Aim:
Copy each line that holds "this".
========
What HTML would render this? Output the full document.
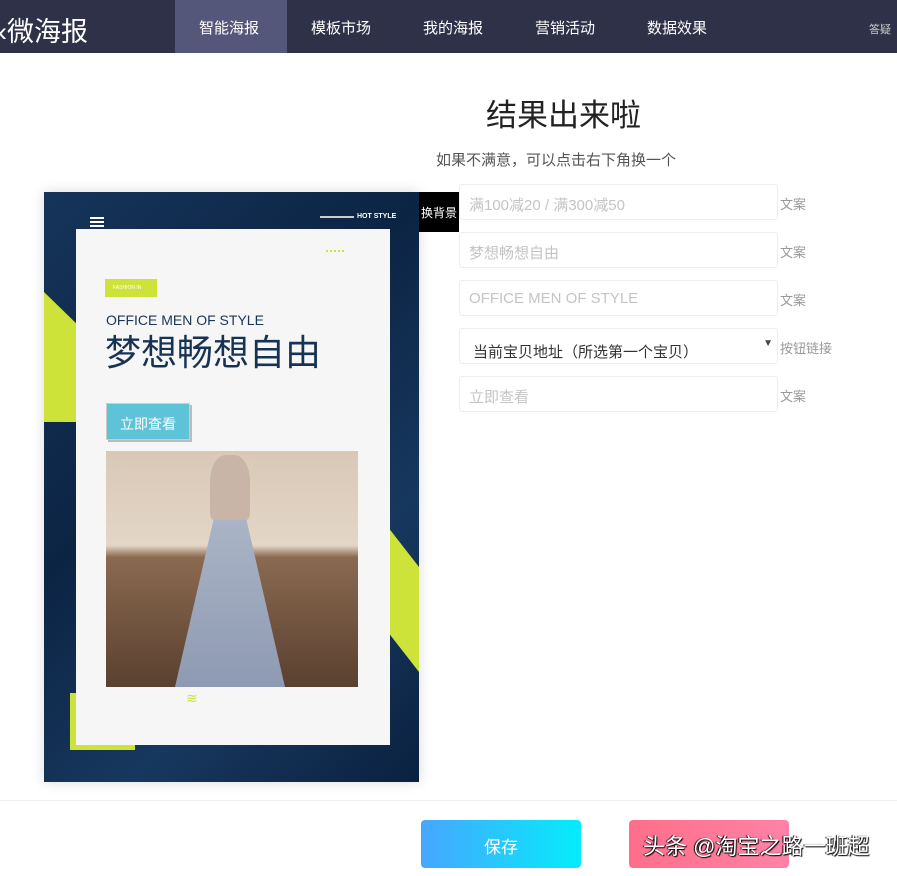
<!DOCTYPE html><html><head><meta charset="utf-8"><style>
*{margin:0;padding:0;box-sizing:border-box}
body{width:897px;height:876px;background:#fff;font-family:"Liberation Sans","Noto Sans CJK SC",sans-serif;position:relative;overflow:hidden}
.nav{position:absolute;left:0;top:0;width:897px;height:53px;background:#2f3148}
.nav span{position:absolute;top:17px;color:#fff;font-size:15px}
.a{position:absolute}
.inp{position:absolute;left:459px;width:319px;height:36px;border:1px solid #eee;border-radius:3px;color:#c4c4c4;font-size:15px;padding:9px 0 0 9px}
.lb{position:absolute;left:780px;color:#999;font-size:13px}
</style></head><body>
<div class="nav">
<span style="left:-2px;top:10px;font-size:27px">‹微海报</span>
<div class="a" style="left:175px;top:0;width:112px;height:53px;background:#55577a"></div>
<span style="left:199px">智能海报</span><span style="left:311px">模板市场</span><span style="left:423px">我的海报</span><span style="left:535px">营销活动</span><span style="left:647px">数据效果</span>
<span style="left:869px;top:21px;font-size:11px;color:#ccc">答疑</span>
</div>
<div class="a" style="left:486px;top:90px;font-size:31px;color:#222">结果出来啦</div>
<div class="a" style="left:436px;top:149px;font-size:15px;color:#555">如果不满意，可以点击右下角换一个</div>
<div class="inp" style="top:184px">满100减20 / 满300减50</div><div class="lb" style="top:194px">文案</div>
<div class="inp" style="top:232px">梦想畅想自由</div><div class="lb" style="top:242px">文案</div>
<div class="inp" style="top:280px">OFFICE MEN OF STYLE</div><div class="lb" style="top:290px">文案</div>
<div class="inp" style="top:328px;color:#333;padding-left:13px;padding-top:12px">当前宝贝地址（所选第一个宝贝）<span style="position:absolute;right:4px;top:9px;font-size:10px;color:#444">▼</span></div><div class="lb" style="top:338px">按钮链接</div>
<div class="inp" style="top:376px">立即查看</div><div class="lb" style="top:386px">文案</div>
<!-- poster -->
<div class="a" style="left:44px;top:192px;width:375px;height:590px;background:linear-gradient(135deg,#16345a,#0c2444 40%,#17385e 70%,#0b2140);box-shadow:0 0 12px rgba(0,0,0,.15);overflow:hidden">
<div class="a" style="left:0;top:100px;width:40px;height:130px;background:#cde33a;clip-path:polygon(0 0,100% 30%,100% 100%,0 100%)"></div>
<div class="a" style="left:340px;top:330px;width:35px;height:150px;background:#cde33a;clip-path:polygon(0 0,100% 30%,100% 100%,0 70%)"></div>
<div class="a" style="left:26px;top:501px;width:65px;height:57px;background:#cde33a"></div>
<div class="a" style="left:46px;top:25px;width:14px;height:2px;background:#fff;box-shadow:0 4px #fff,0 8px #fff"></div>
<div class="a" style="left:276px;top:24px;width:34px;height:2px;background:#ccc"></div>
<div class="a" style="left:313px;top:21px;font-size:7px;color:#fff;font-weight:bold">HOT STYLE</div>
</div>
<div class="a" style="left:419px;top:192px;width:40px;height:40px;background:#000;color:#fff;font-size:12px;padding-top:12px;text-align:center">换背景</div>
<div class="a" style="left:76px;top:229px;width:314px;height:516px;background:#f6f6f6"></div>
<div class="a" style="left:326px;top:250px;width:18px;height:4px;border-top:2px dotted #cde33a"></div>
<div class="a" style="left:105px;top:279px;width:52px;height:18px;background:#cde33a;color:#fff;font-size:5px;padding:6px 0 0 8px">FASHION IN</div>
<div class="a" style="left:106px;top:312px;font-size:14px;color:#1b3556">OFFICE MEN OF STYLE</div>
<div class="a" style="left:105px;top:331px;font-size:36px;color:#173354;line-height:44px">梦想畅想自由</div>
<div class="a" style="left:106px;top:403px;width:84px;height:37px;background:#5fc3d8;border:1px solid #ccc;box-shadow:2px 2px 0 #bbb;color:#fff;font-size:14px;text-align:center;padding-top:10px">立即查看</div>
<div class="a" style="left:106px;top:451px;width:252px;height:236px;background:linear-gradient(180deg,#d9c8b6 0%,#e3d6c6 40%,#8a6a50 45%,#5a4030 100%)"></div>
<div class="a" style="left:175px;top:520px;width:110px;height:167px;background:linear-gradient(180deg,#aab4c6,#8e9ab3);clip-path:polygon(35% 0,65% 0,100% 100%,0 100%)"></div>
<div class="a" style="left:210px;top:455px;width:40px;height:65px;background:#c9b4a8;border-radius:40% 40% 10% 10%"></div>
<div class="a" style="left:186px;top:690px;font-size:14px;color:#cde33a">≋</div>
<!-- bottom -->
<div class="a" style="left:0;top:800px;width:897px;height:1px;background:#eee"></div>
<div class="a" style="left:421px;top:820px;width:160px;height:48px;border-radius:4px;background:linear-gradient(90deg,#47a6ff,#05ecfb);color:#fff;font-size:17px;text-align:center;padding-top:13px">保存</div>
<div class="a" style="left:629px;top:820px;width:160px;height:48px;border-radius:4px;background:linear-gradient(90deg,#ff6e8a,#ff82a6)"></div>
<div class="a" style="left:643px;top:829px;font-size:22px;color:#fff;text-shadow:1px 1px 1px #000,-1px 0 1px #000">头条 @淘宝之路一班超</div>
</body></html>
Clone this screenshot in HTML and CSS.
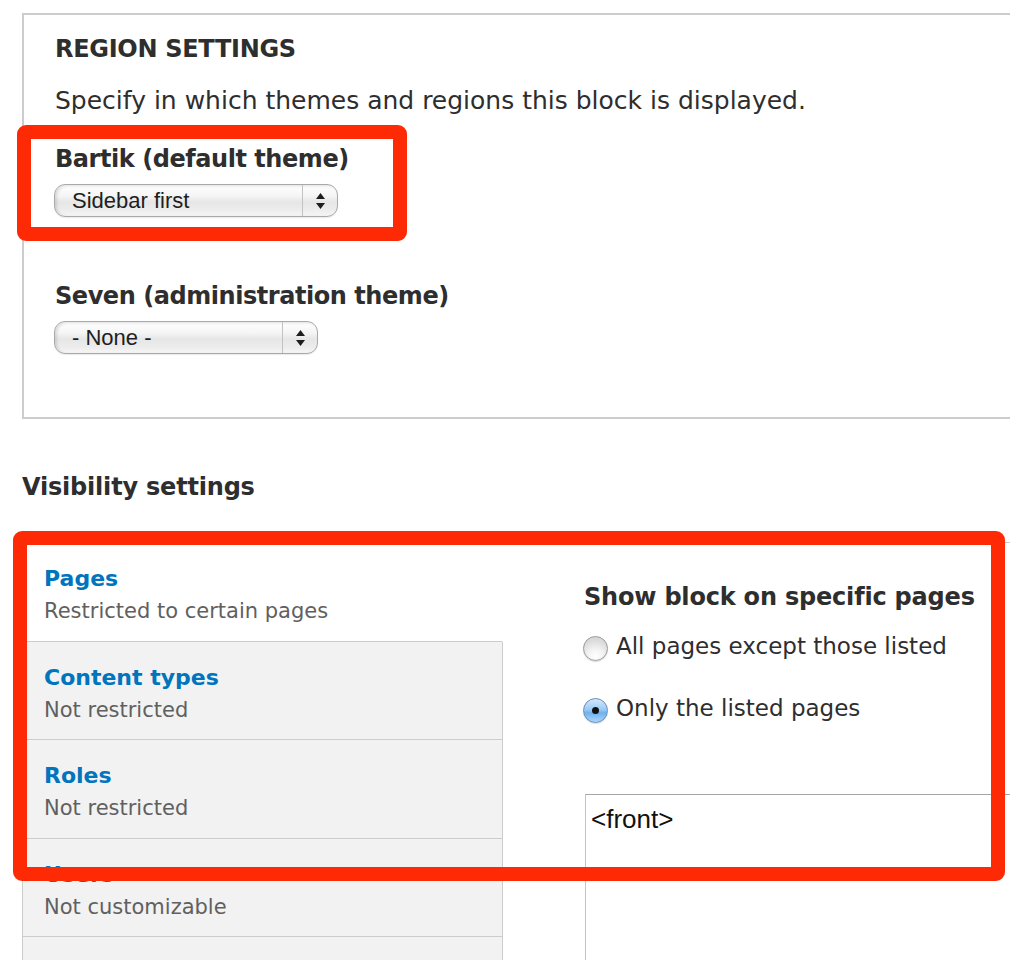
========
The response:
What HTML would render this? Output the full document.
Clone this screenshot in HTML and CSS.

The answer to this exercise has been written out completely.